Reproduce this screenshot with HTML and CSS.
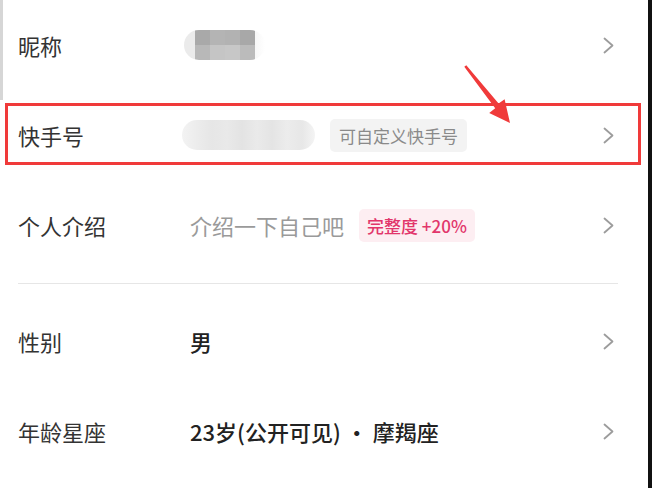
FILE: index.html
```html
<!DOCTYPE html>
<html lang="zh-CN">
<head>
  <meta charset="UTF-8" />
  <meta name="viewport" content="width=device-width, initial-scale=1.0" />
  <title>编辑资料</title>
  <link rel="stylesheet" href="styles.css">
</head>
<body>
  <div class="screen">
    <div class="scroll-edge"></div>

    <div class="row">
      <div class="label">昵称</div>
      <div class="value"><span class="blur blur-name"></span></div>
      <svg class="chev" viewBox="0 0 11 17"><path d="M1.5 1.5 L9.5 8.5 L1.5 15.5" /></svg>
    </div>

    <div class="row">
      <div class="label">快手号</div>
      <div class="value">
        <span class="blur blur-id"></span>
        <span class="tag">可自定义快手号</span>
      </div>
      <svg class="chev" viewBox="0 0 11 17"><path d="M1.5 1.5 L9.5 8.5 L1.5 15.5" /></svg>
    </div>

    <div class="row">
      <div class="label">个人介绍</div>
      <div class="value">
        <span class="hint">介绍一下自己吧</span>
        <span class="tag tag-pink">完整度 +20%</span>
      </div>
      <svg class="chev" viewBox="0 0 11 17"><path d="M1.5 1.5 L9.5 8.5 L1.5 15.5" /></svg>
    </div>

    <div class="divider"></div>

    <div class="row">
      <div class="label">性别</div>
      <div class="value strong">男</div>
      <svg class="chev" viewBox="0 0 11 17"><path d="M1.5 1.5 L9.5 8.5 L1.5 15.5" /></svg>
    </div>

    <div class="row">
      <div class="label">年龄星座</div>
      <div class="value strong">23岁(公开可见) · 摩羯座</div>
      <svg class="chev" viewBox="0 0 11 17"><path d="M1.5 1.5 L9.5 8.5 L1.5 15.5" /></svg>
    </div>

    <!-- annotation overlay -->
    <div class="mark-box"></div>
    <svg class="mark-arrow" viewBox="0 0 652 488">
      <polygon points="464.3,66.8 466.3,65.2 498.6,103.6 504.6,99.2 510,123 489.2,112.9 495.2,108.3" />
    </svg>
  </div>
</body>
</html>
```

FILE: styles.css
```css
body {
  margin: 0;
  background: #fff;
  font-family: "Noto Sans CJK SC", "Noto Sans", sans-serif;
}
.screen {
  position: relative;
  width: 648px;
  height: 488px;
  border-right: 4px solid #111;
  background: #fff;
  overflow: hidden;
}
.scroll-edge {
  position: absolute;
  left: 0;
  top: 0;
  width: 3px;
  height: 100px;
  background: #d6d6d6;
}
.row {
  display: flex;
  align-items: center;
  height: 90px;
  padding: 0 34px 0 18px;
}
.label {
  width: 172px;
  flex-shrink: 0;
  font-size: 22px;
  color: #333;
}
.value {
  flex: 1;
  display: flex;
  align-items: center;
  gap: 15px;
  font-size: 22px;
}
.strong {
  color: #222;
  font-weight: 500;
}
.hint {
  color: #9a9a9a;
}
.tag {
  padding: 0 9px;
  line-height: 33px;
  border-radius: 5px;
  font-size: 17px;
  background: #f3f3f3;
  color: #8a8a8a;
}
.tag-pink {
  padding: 0 8px;
  background: #fdeef2;
  color: #e2366b;
  font-weight: 500;
}
.blur {
  display: block;
  border-radius: 16px;
}
.blur-name {
  width: 81px;
  height: 30px;
  margin-left: -6px;
  background:
    linear-gradient(90deg, transparent 11px, #a9a9a9 11px, #a9a9a9 26px, #b4b4b4 26px, #b4b4b4 41px, #b2b2b2 41px, #b2b2b2 56px, #a8a8a8 56px, #a8a8a8 71px, transparent 71px) top / 100% 15px no-repeat,
    linear-gradient(90deg, transparent 11px, #b8b8b8 11px, #b8b8b8 26px, #c5c5c5 26px, #c5c5c5 41px, #c7c7c7 41px, #c7c7c7 56px, #bbbbbb 56px, #bbbbbb 71px, transparent 71px) bottom / 100% 15px no-repeat,
    linear-gradient(90deg, #ebebeb 0, #ebebeb 20px, #f6f6f6 70px, #fff 81px);
}
.blur-id {
  width: 133px;
  height: 30px;
  margin-left: -8px;
  background:
    linear-gradient(90deg, #f3f3f3 0, #ececec 15px, #e6e6e6 30px, #e9e9e9 45px, #e3e3e3 60px, #eaeaea 75px, #e4e4e4 90px, #ececec 105px, #e7e7e7 120px, #f4f4f4 133px);
}
.chev {
  width: 11px;
  height: 17px;
  flex-shrink: 0;
}
.chev path {
  fill: none;
  stroke: #9c9c9c;
  stroke-width: 1.8;
  stroke-linecap: round;
  stroke-linejoin: round;
}
.divider {
  height: 1px;
  margin: 13px 30px 12px 18px;
  background: #e6e6e6;
}
.mark-box {
  position: absolute;
  left: 5px;
  top: 103px;
  width: 630px;
  height: 56px;
  border: 3px solid #f03a3a;
}
.mark-arrow {
  position: absolute;
  left: 0;
  top: 0;
  width: 652px;
  height: 488px;
  pointer-events: none;
}
.mark-arrow polygon {
  fill: #f03a3a;
}
```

⁂

(EXERCISE BRIEF): Exclude the pictures, and transcribe all of the material exactly.

(RIGHT ANSWER):
Reproduce this screenshot with HTML and CSS.
FILE: index.html
```html
<!DOCTYPE html>
<html lang="zh-CN">
<head>
  <meta charset="UTF-8" />
  <meta name="viewport" content="width=device-width, initial-scale=1.0" />
  <title>编辑资料</title>
  <link rel="stylesheet" href="styles.css">
</head>
<body>
  <div class="screen">
    <div class="scroll-edge"></div>

    <div class="row">
      <div class="label">昵称</div>
      <div class="value"><span class="blur blur-name"></span></div>
      <svg class="chev" viewBox="0 0 11 17"><path d="M1.5 1.5 L9.5 8.5 L1.5 15.5" /></svg>
    </div>

    <div class="row">
      <div class="label">快手号</div>
      <div class="value">
        <span class="blur blur-id"></span>
        <span class="tag">可自定义快手号</span>
      </div>
      <svg class="chev" viewBox="0 0 11 17"><path d="M1.5 1.5 L9.5 8.5 L1.5 15.5" /></svg>
    </div>

    <div class="row">
      <div class="label">个人介绍</div>
      <div class="value">
        <span class="hint">介绍一下自己吧</span>
        <span class="tag tag-pink">完整度 +20%</span>
      </div>
      <svg class="chev" viewBox="0 0 11 17"><path d="M1.5 1.5 L9.5 8.5 L1.5 15.5" /></svg>
    </div>

    <div class="divider"></div>

    <div class="row">
      <div class="label">性别</div>
      <div class="value strong">男</div>
      <svg class="chev" viewBox="0 0 11 17"><path d="M1.5 1.5 L9.5 8.5 L1.5 15.5" /></svg>
    </div>

    <div class="row">
      <div class="label">年龄星座</div>
      <div class="value strong">23岁(公开可见) · 摩羯座</div>
      <svg class="chev" viewBox="0 0 11 17"><path d="M1.5 1.5 L9.5 8.5 L1.5 15.5" /></svg>
    </div>

    <!-- annotation overlay -->
    <div class="mark-box"></div>
    <svg class="mark-arrow" viewBox="0 0 652 488">
      <polygon points="464.3,66.8 466.3,65.2 498.6,103.6 504.6,99.2 510,123 489.2,112.9 495.2,108.3" />
    </svg>
  </div>
</body>
</html>
```

FILE: styles.css
```css
body {
  margin: 0;
  background: #fff;
  font-family: "Noto Sans CJK SC", "Noto Sans", sans-serif;
}
.screen {
  position: relative;
  width: 648px;
  height: 488px;
  border-right: 4px solid #111;
  background: #fff;
  overflow: hidden;
}
.scroll-edge {
  position: absolute;
  left: 0;
  top: 0;
  width: 3px;
  height: 100px;
  background: #d6d6d6;
}
.row {
  display: flex;
  align-items: center;
  height: 90px;
  padding: 0 34px 0 18px;
}
.label {
  width: 172px;
  flex-shrink: 0;
  font-size: 22px;
  color: #333;
}
.value {
  flex: 1;
  display: flex;
  align-items: center;
  gap: 15px;
  font-size: 22px;
}
.strong {
  color: #222;
  font-weight: 500;
}
.hint {
  color: #9a9a9a;
}
.tag {
  padding: 0 9px;
  line-height: 33px;
  border-radius: 5px;
  font-size: 17px;
  background: #f3f3f3;
  color: #8a8a8a;
}
.tag-pink {
  padding: 0 8px;
  background: #fdeef2;
  color: #e2366b;
  font-weight: 500;
}
.blur {
  display: block;
  border-radius: 16px;
}
.blur-name {
  width: 81px;
  height: 30px;
  margin-left: -6px;
  background:
    linear-gradient(90deg, transparent 11px, #a9a9a9 11px, #a9a9a9 26px, #b4b4b4 26px, #b4b4b4 41px, #b2b2b2 41px, #b2b2b2 56px, #a8a8a8 56px, #a8a8a8 71px, transparent 71px) top / 100% 15px no-repeat,
    linear-gradient(90deg, transparent 11px, #b8b8b8 11px, #b8b8b8 26px, #c5c5c5 26px, #c5c5c5 41px, #c7c7c7 41px, #c7c7c7 56px, #bbbbbb 56px, #bbbbbb 71px, transparent 71px) bottom / 100% 15px no-repeat,
    linear-gradient(90deg, #ebebeb 0, #ebebeb 20px, #f6f6f6 70px, #fff 81px);
}
.blur-id {
  width: 133px;
  height: 30px;
  margin-left: -8px;
  background:
    linear-gradient(90deg, #f3f3f3 0, #ececec 15px, #e6e6e6 30px, #e9e9e9 45px, #e3e3e3 60px, #eaeaea 75px, #e4e4e4 90px, #ececec 105px, #e7e7e7 120px, #f4f4f4 133px);
}
.chev {
  width: 11px;
  height: 17px;
  flex-shrink: 0;
}
.chev path {
  fill: none;
  stroke: #9c9c9c;
  stroke-width: 1.8;
  stroke-linecap: round;
  stroke-linejoin: round;
}
.divider {
  height: 1px;
  margin: 13px 30px 12px 18px;
  background: #e6e6e6;
}
.mark-box {
  position: absolute;
  left: 5px;
  top: 103px;
  width: 630px;
  height: 56px;
  border: 3px solid #f03a3a;
}
.mark-arrow {
  position: absolute;
  left: 0;
  top: 0;
  width: 652px;
  height: 488px;
  pointer-events: none;
}
.mark-arrow polygon {
  fill: #f03a3a;
}
```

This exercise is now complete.